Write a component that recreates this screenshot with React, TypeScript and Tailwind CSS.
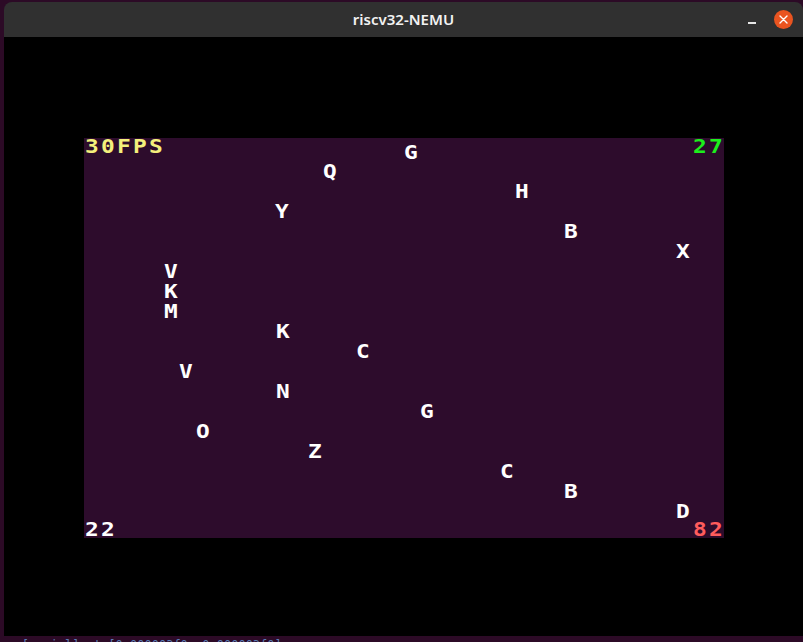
import React from 'react';

// falling letters: centre x/y on screen (canvas origin = 84,138)
const letters: { ch: string; x: number; y: number }[] = [
	{ ch: 'G', x: 411, y: 152 },
	{ ch: 'Q', x: 330, y: 171 },
	{ ch: 'H', x: 522, y: 191 },
	{ ch: 'Y', x: 282, y: 211 },
	{ ch: 'B', x: 571, y: 231 },
	{ ch: 'X', x: 683, y: 251 },
	{ ch: 'V', x: 171, y: 271 },
	{ ch: 'K', x: 171, y: 291 },
	{ ch: 'M', x: 171, y: 311 },
	{ ch: 'K', x: 283, y: 331 },
	{ ch: 'C', x: 363, y: 351 },
	{ ch: 'V', x: 186, y: 371 },
	{ ch: 'N', x: 283, y: 391 },
	{ ch: 'G', x: 427, y: 411 },
	{ ch: 'O', x: 203, y: 431 },
	{ ch: 'Z', x: 315, y: 451 },
	{ ch: 'C', x: 507, y: 471 },
	{ ch: 'B', x: 571, y: 491 },
	{ ch: 'D', x: 683, y: 511 },
];

const CANVAS_X = 84;
const CANVAS_Y = 138;

const cell = "inline-block w-[16px] h-[20px] text-center font-['DejaVu_Sans_Mono',monospace] font-bold text-[19px] leading-[20px] scale-x-[1.2]";

function PixelText({ text, color }: { text: string; color: string }) {
	return (
		<span className={`flex ${color}`}>
			{text.split('').map((c, i) => (
				<span key={i} className={cell}>
					{c}
				</span>
			))}
		</span>
	);
}

function Canvas() {
	return (
		<div className="relative w-[640px] h-[400px] bg-[#2d0c2c]">
			<div className="absolute left-0 right-0 top-[-2px] flex justify-between">
				<PixelText text="30FPS" color="text-[#f4f07c]" />
				<PixelText text="27" color="text-[#1cf01c]" />
			</div>
			{letters.map((l, i) => (
				<span
					key={i}
					className={`absolute ${cell} text-white`}
					style={{ left: l.x - CANVAS_X - 8, top: l.y - CANVAS_Y - 10 }}>
					{l.ch}
				</span>
			))}
			<div className="absolute left-0 right-0 bottom-[-1px] flex justify-between">
				<PixelText text="22" color="text-white" />
				<PixelText text="82" color="text-[#ff5c5c]" />
			</div>
		</div>
	);
}

export default function App() {
	return (
		<div className="w-[803px] h-[642px] bg-[#2c0a26] flex flex-col overflow-hidden">
			<div className="h-[2px] shrink-0" />
			<div className="flex h-[634px] shrink-0">
				<div className="w-[4px] shrink-0" />
				<div className="flex-1 flex flex-col rounded-t-[8px] overflow-hidden">
					{/* title bar */}
					<div className="relative h-[35px] shrink-0 bg-[#303030] flex items-center justify-center">
						<span className="font-['Noto_Sans',sans-serif] font-semibold text-[15px] text-[#f2f2f2]">
							riscv32-NEMU
						</span>
						<span className="absolute left-[744px] top-[20px] w-[8px] h-[1.5px] bg-[#e6e6e6]" />
						<span className="absolute left-[770px] top-[8px] w-[19px] h-[19px] rounded-full bg-[#e95420] flex items-center justify-center">
							<svg width="9" height="9" viewBox="0 0 9 9">
								<path d="M1 1 L8 8 M8 1 L1 8" stroke="#fff" strokeWidth="1.4" strokeLinecap="round" />
							</svg>
						</span>
					</div>
					{/* body */}
					<div className="flex-1 bg-black pl-[80px] pt-[101px]">
						<Canvas />
					</div>
				</div>
			</div>
			<div className="h-[6px] shrink-0 overflow-hidden">
				<div className="mt-[2px] font-['DejaVu_Sans_Mono',monospace] text-[12px] leading-[14px] text-[#5b7db5] whitespace-nowrap">
					ss  [serial] at [0x000003f0, 0x000003f0]
				</div>
			</div>
		</div>
	);
}
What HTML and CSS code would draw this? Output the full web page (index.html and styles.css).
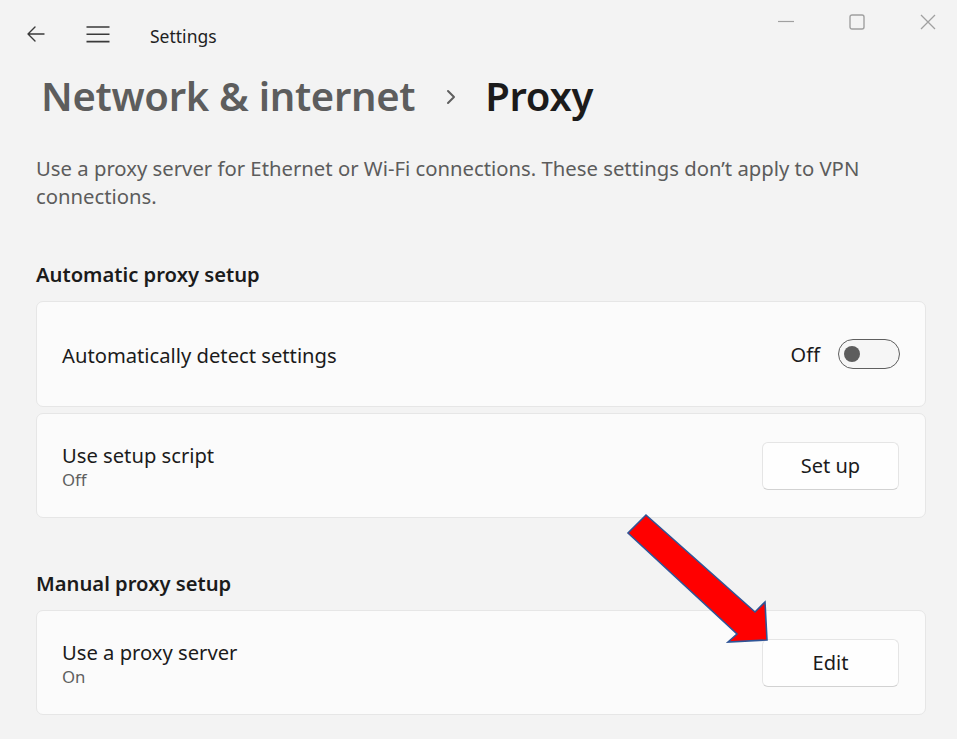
FILE: index.html
```html
<!DOCTYPE html>
<html>
<head>
<meta charset="utf-8">
<link rel="stylesheet" href="styles.css">
</head>
<body>
<div class="window">
  <div class="titlebar">
    <div class="tb-left">
      <svg class="back" width="18" height="16" viewBox="0 0 18 16"><path d="M8 1 L1 8 L8 15 M1 8 H17" fill="none" stroke="#3a3a3a" stroke-width="1.4" stroke-linecap="round" stroke-linejoin="round"/></svg>
      <svg class="menu" width="24" height="17" viewBox="0 0 24 17"><path d="M0.5 1 H23.5 M0.5 8.3 H23.5 M0.5 15.6 H23.5" stroke="#3a3a3a" stroke-width="1.6" fill="none"/></svg>
      <span class="app-title">Settings</span>
    </div>
    <div class="tb-controls">
      <svg width="16" height="16" viewBox="0 0 16 16"><path d="M0 7.5 H16" stroke="#a0a0a0" stroke-width="1.2"/></svg>
      <svg width="16" height="16" viewBox="0 0 16 16"><rect x="1" y="1" width="14" height="14" rx="2" fill="none" stroke="#a0a0a0" stroke-width="1.4"/></svg>
      <svg width="16" height="16" viewBox="0 0 16 16"><path d="M1 1 L15 15 M15 1 L1 15" stroke="#a0a0a0" stroke-width="1.3"/></svg>
    </div>
  </div>

  <main class="content">
    <h1 class="crumbs"><span class="crumb-parent">Network &amp; internet</span><svg class="chev" width="10" height="16" viewBox="0 0 10 16"><path d="M2 2 L8 8 L2 14" fill="none" stroke="#5f5f5f" stroke-width="2" stroke-linecap="round" stroke-linejoin="round"/></svg><span class="crumb-current">Proxy</span></h1>

    <p class="desc">Use a proxy server for Ethernet or Wi-Fi connections. These settings don’t apply to VPN connections.</p>

    <h2 class="section-title">Automatic proxy setup</h2>
    <div class="cards">
      <div class="card card-tall">
        <div class="card-text"><div class="card-label">Automatically detect settings</div></div>
        <div class="card-action">
          <span class="toggle-label">Off</span>
          <span class="toggle"><span class="knob"></span></span>
        </div>
      </div>
      <div class="card">
        <div class="card-text">
          <div class="card-label">Use setup script</div>
          <div class="card-sub">Off</div>
        </div>
        <div class="card-action"><button class="btn">Set up</button></div>
      </div>
    </div>

    <h2 class="section-title section-two">Manual proxy setup</h2>
    <div class="cards">
      <div class="card">
        <div class="card-text">
          <div class="card-label">Use a proxy server</div>
          <div class="card-sub">On</div>
        </div>
        <div class="card-action"><button class="btn">Edit</button></div>
      </div>
    </div>
  </main>

  <svg class="arrow" width="957" height="739" viewBox="0 0 957 739">
    <polygon points="646,515 755,612 765,602 767,640 728,642 737,634 628,533" fill="#ff0000" stroke="#2f5597" stroke-width="1.6" stroke-linejoin="miter"/>
  </svg>
</div>
</body>
</html>
```
FILE: styles.css
```css
* { box-sizing: border-box; }
html, body { margin: 0; padding: 0; }
body {
  background: #f3f3f3;
  font-family: "Noto Sans", "Open Sans", sans-serif;
  color: #1b1b1b;
  width: 957px;
  height: 739px;
  overflow: hidden;
}
.window { position: relative; width: 957px; height: 739px; }

.titlebar {
  height: 70px;
  display: flex;
  justify-content: space-between;
  align-items: flex-start;
}
.tb-left {
  display: flex;
  align-items: center;
  height: 70px;
  padding-left: 27px;
}
.back { margin-top: -2px; }
.menu { margin-left: 41px; margin-top: -1px; }
.app-title {
  margin-left: 40px;
  font-size: 17.5px;
  color: #1f1f1f;
  margin-top: 1px;
}
.tb-controls {
  display: flex;
  gap: 55px;
  padding-top: 14px;
  padding-right: 21px;
}

.content {
  padding-left: 36px;
  width: 926px;
}
.crumbs {
  margin: -2px 0 0 0;
  height: 56px;
  display: flex;
  align-items: center;
  font-size: 40px;
  font-weight: 600;
  line-height: 56px;
  letter-spacing: -0.3px;
}
.crumb-parent { color: #5d5d5d; margin-left: 5px; }
.chev { margin: 2px 29px 0 31px; }
.crumb-current { color: #1b1b1b; }

.desc {
  margin: 30px 0 0 0;
  font-size: 20.3px;
  line-height: 28px;
  color: #5c5c5c;
  width: 880px;
}

.section-title {
  margin: 50px 0 13px 0;
  font-size: 20.2px;
  font-weight: 600;
  line-height: 28px;
  color: #1b1b1b;
}
.section-two { margin-top: 51px; }

.cards { display: flex; flex-direction: column; gap: 6px; }
.card {
  height: 105px;
  background: #fbfbfb;
  border: 1px solid #e6e6e6;
  border-radius: 7px;
  display: flex;
  align-items: center;
  justify-content: space-between;
  padding: 0 25px 0 25px;
}
.card-tall { height: 106px; }
.card-text { padding-top: 2px; }
.card-label {
  font-size: 20.2px;
  line-height: 26px;
  color: #1b1b1b;
}
.card-sub {
  font-size: 16.8px;
  line-height: 24px;
  color: #5f5f5f;
}
.card-action { display: flex; align-items: center; }
.toggle-label {
  font-size: 20px;
  color: #1b1b1b;
  margin-right: 18px;
}
.toggle {
  width: 62px;
  height: 30px;
  border: 1.5px solid #5f5f5f;
  border-radius: 15px;
  background: #f6f6f6;
  display: flex;
  align-items: center;
  padding-left: 5px;
}
.knob {
  width: 16px;
  height: 16px;
  border-radius: 50%;
  background: #5d5d5d;
}
.btn {
  width: 137px;
  height: 48px;
  background: #fefefe;
  border: 1px solid #e5e5e5;
  border-bottom-color: #d2d2d2;
  border-radius: 6px;
  font-family: "Noto Sans", "Open Sans", sans-serif;
  font-size: 20px;
  color: #1b1b1b;
  padding: 0;
  margin-right: 1px;
}

.arrow { position: absolute; left: 0; top: 0; pointer-events: none; }
```
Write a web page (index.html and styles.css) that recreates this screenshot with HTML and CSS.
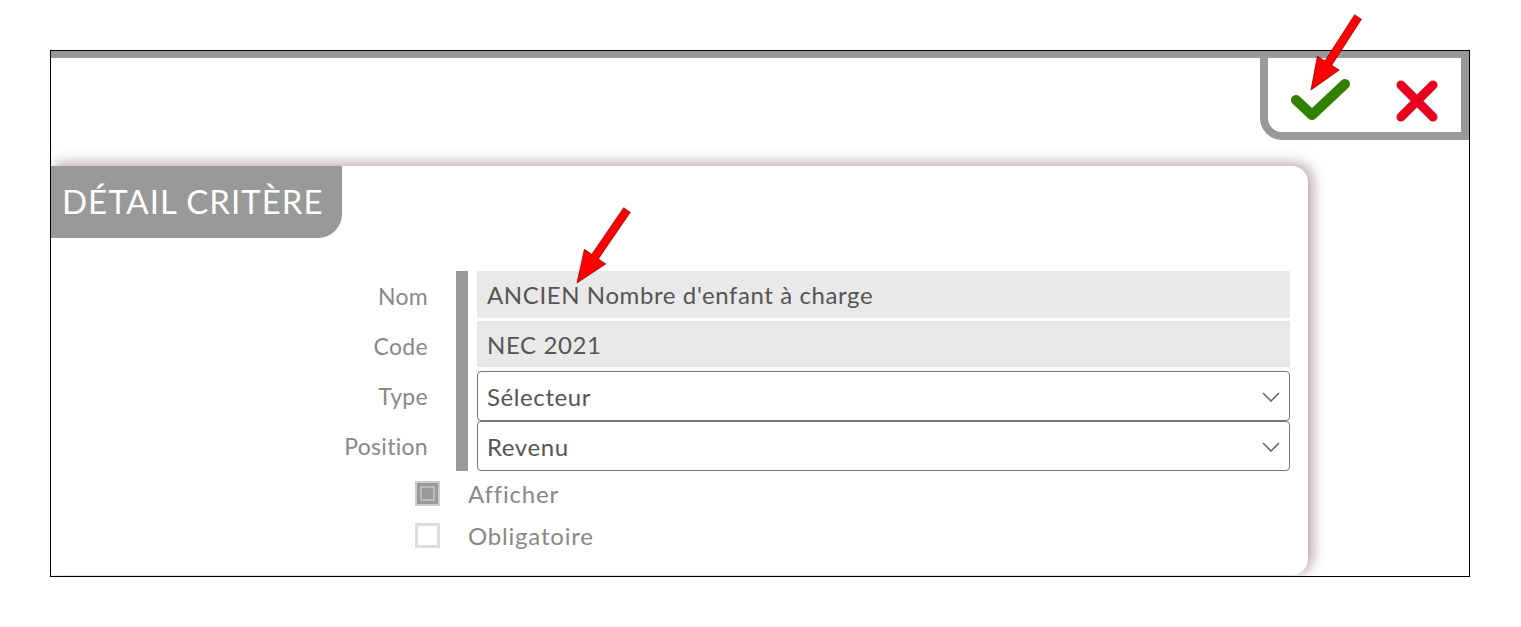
FILE: index.html
```html
<!DOCTYPE html>
<html lang="fr">
<head>
  <meta charset="UTF-8" />
  <title>Détail critère</title>
  <meta name="viewport" content="width=device-width, initial-scale=1" />
  <link rel="stylesheet" href="styles.css">
</head>
<body>

  <div class="frame">
    <div class="topbar"></div>

    <div class="actions">
      <button class="icon-btn ok" title="Valider">
        <svg width="60" height="46" viewBox="0 0 60 46">
          <path d="M6 23 L22 38 L55 7" fill="none" stroke="#338000" stroke-width="10" stroke-linecap="round" stroke-linejoin="round"/>
        </svg>
      </button>
      <button class="icon-btn cancel" title="Annuler">
        <svg width="44" height="44" viewBox="0 0 44 44">
          <path d="M6 6 L38 38 M38 6 L6 38" fill="none" stroke="#e8001e" stroke-width="9" stroke-linecap="round"/>
        </svg>
      </button>
    </div>

    <section class="card">
      <h2 class="tab">DÉTAIL CRITÈRE</h2>

      <div class="form">
        <label class="lbl r1">Nom</label>
        <label class="lbl r2">Code</label>
        <label class="lbl r3">Type</label>
        <label class="lbl r4">Position</label>
        <div class="bar"></div>
        <div class="field readonly r1 nom">ANCIEN Nombre d'enfant à charge</div>
        <div class="field readonly r2 code">NEC 2021</div>
        <div class="field select r3">Sélecteur
          <svg class="chev" width="18" height="10" viewBox="0 0 18 10"><path d="M1 1 L9 9 L17 1" fill="none" stroke="#666" stroke-width="1.6"/></svg>
        </div>
        <div class="field select r4">Revenu
          <svg class="chev" width="18" height="10" viewBox="0 0 18 10"><path d="M1 1 L9 9 L17 1" fill="none" stroke="#666" stroke-width="1.6"/></svg>
        </div>
      </div>

      <div class="checks">
        <div class="check-row"><span class="box checked"></span>Afficher</div>
        <div class="check-row"><span class="box"></span>Obligatoire</div>
      </div>
    </section>
  </div>

  <!-- annotation arrows -->
  <svg class="notes" width="1521" height="627" viewBox="0 0 1521 627">
    <polygon points="1361.4,19.2 1331.7,65.3 1339.2,70.1 1311,90 1317.4,56.1 1324.9,60.9 1354.6,14.8" />
    <polygon points="630.3,212.3 598.4,258.9 605.8,263.9 577,283 584.4,249.3 591.8,254.3 623.7,207.7" />
  </svg>

</body>
</html>
```

FILE: styles.css
```css
body {
  margin: 0;
  padding: 50px 51px 0 50px;
  background: #fff;
  font-family: Lato, "Open Sans", sans-serif;
  color: #555;
}

.frame {
  border: 1px solid #000;
  height: 525px;
  overflow: hidden;
  background: #fff;
}

.topbar {
  height: 7px;
  background: #999;
}

.actions {
  margin-left: auto;
  width: 209px;
  height: 82px;
  box-sizing: border-box;
  border: 8px solid #999;
  border-top: none;
  border-bottom-left-radius: 22px;
  display: flex;
  align-items: flex-start;
  padding: 19px 0 0 22px;
  gap: 45px;
}

.icon-btn {
  border: none;
  background: none;
  padding: 0;
  cursor: pointer;
  line-height: 0;
}

.icon-btn.cancel {
  margin-top: 2px;
}

.card {
  margin-top: 26px;
  width: 1257px;
  height: 409px;
  background: #fff;
  border-radius: 0 16px 16px 0;
  box-shadow: 4px -2px 14px rgba(100, 65, 65, 0.5);
  position: relative;
}

.tab {
  margin: 0;
  width: 291px;
  height: 72px;
  box-sizing: border-box;
  padding-left: 11px;
  background: #999;
  color: #fff;
  font-weight: normal;
  font-size: 33px;
  letter-spacing: 1px;
  line-height: 70px;
  border-bottom-right-radius: 24px;
}

.form {
  display: grid;
  grid-template-columns: 405px 21px 813px;
  margin-top: 33px;
}

.form .bar {
  grid-column: 2;
  grid-row: 1 / 5;
  width: 12px;
  background: #999;
}

.lbl {
  grid-column: 1;
  padding-right: 28px;
  color: #888;
  font-size: 23px;
  letter-spacing: 0.3px;
  display: flex;
  align-items: center;
  justify-content: flex-end;
}

.r1 { grid-row: 1; }
.r2 { grid-row: 2; }
.r3 { grid-row: 3; }
.r4 { grid-row: 4; }

.field {
  grid-column: 3;
  box-sizing: border-box;
  font-size: 24px;
  letter-spacing: 0.6px;
  color: #555;
  padding-left: 10px;
  display: flex;
  align-items: center;
  position: relative;
}

.field.readonly {
  background: #e9e9e9;
}

.field.nom {
  height: 47px;
  margin-bottom: 3px;
}

.field.code {
  height: 46px;
  margin-bottom: 4px;
}

.field.select {
  height: 50px;
  border: 1px solid #777;
  border-radius: 4px;
  padding-left: 9px;
}

.chev {
  position: absolute;
  right: 9px;
  top: 20px;
}

.checks {
  margin: 10px 0 0 364px;
}

.check-row {
  display: flex;
  align-items: center;
  height: 25px;
  margin-bottom: 17px;
  font-size: 24px;
  letter-spacing: 0.8px;
  color: #888;
}

.box {
  width: 25px;
  height: 25px;
  box-sizing: border-box;
  border: 3px solid #ddd;
  background: #fff;
  margin-right: 28px;
  position: relative;
}

.box.checked {
  border: 2px solid #ccc;
  background: #999;
}

.box.checked::after {
  content: "";
  position: absolute;
  inset: 3px;
  border: 2px solid #bbb;
  background: #999;
}

.notes {
  position: absolute;
  top: 0;
  left: 0;
  pointer-events: none;
}

.notes polygon {
  fill: #ff0000;
  stroke: #700;
  stroke-width: 0.7;
}
```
□ □ □
## Required task
Restate only the lines running from the start of the material above through the line containing "w-[16px] h-[20px] text-center", ends included. No pictures.

## Output of the exercise
Write a component that recreates this screenshot with React, TypeScript and Tailwind CSS.
import React from 'react';

// falling letters: centre x/y on screen (canvas origin = 84,138)
const letters: { ch: string; x: number; y: number }[] = [
	{ ch: 'G', x: 411, y: 152 },
	{ ch: 'Q', x: 330, y: 171 },
	{ ch: 'H', x: 522, y: 191 },
	{ ch: 'Y', x: 282, y: 211 },
	{ ch: 'B', x: 571, y: 231 },
	{ ch: 'X', x: 683, y: 251 },
	{ ch: 'V', x: 171, y: 271 },
	{ ch: 'K', x: 171, y: 291 },
	{ ch: 'M', x: 171, y: 311 },
	{ ch: 'K', x: 283, y: 331 },
	{ ch: 'C', x: 363, y: 351 },
	{ ch: 'V', x: 186, y: 371 },
	{ ch: 'N', x: 283, y: 391 },
	{ ch: 'G', x: 427, y: 411 },
	{ ch: 'O', x: 203, y: 431 },
	{ ch: 'Z', x: 315, y: 451 },
	{ ch: 'C', x: 507, y: 471 },
	{ ch: 'B', x: 571, y: 491 },
	{ ch: 'D', x: 683, y: 511 },
];

const CANVAS_X = 84;
const CANVAS_Y = 138;

const cell = "inline-block w-[16px] h-[20px] text-center font-['DejaVu_Sans_Mono',monospace] font-bold text-[19px] leading-[20px] scale-x-[1.2]";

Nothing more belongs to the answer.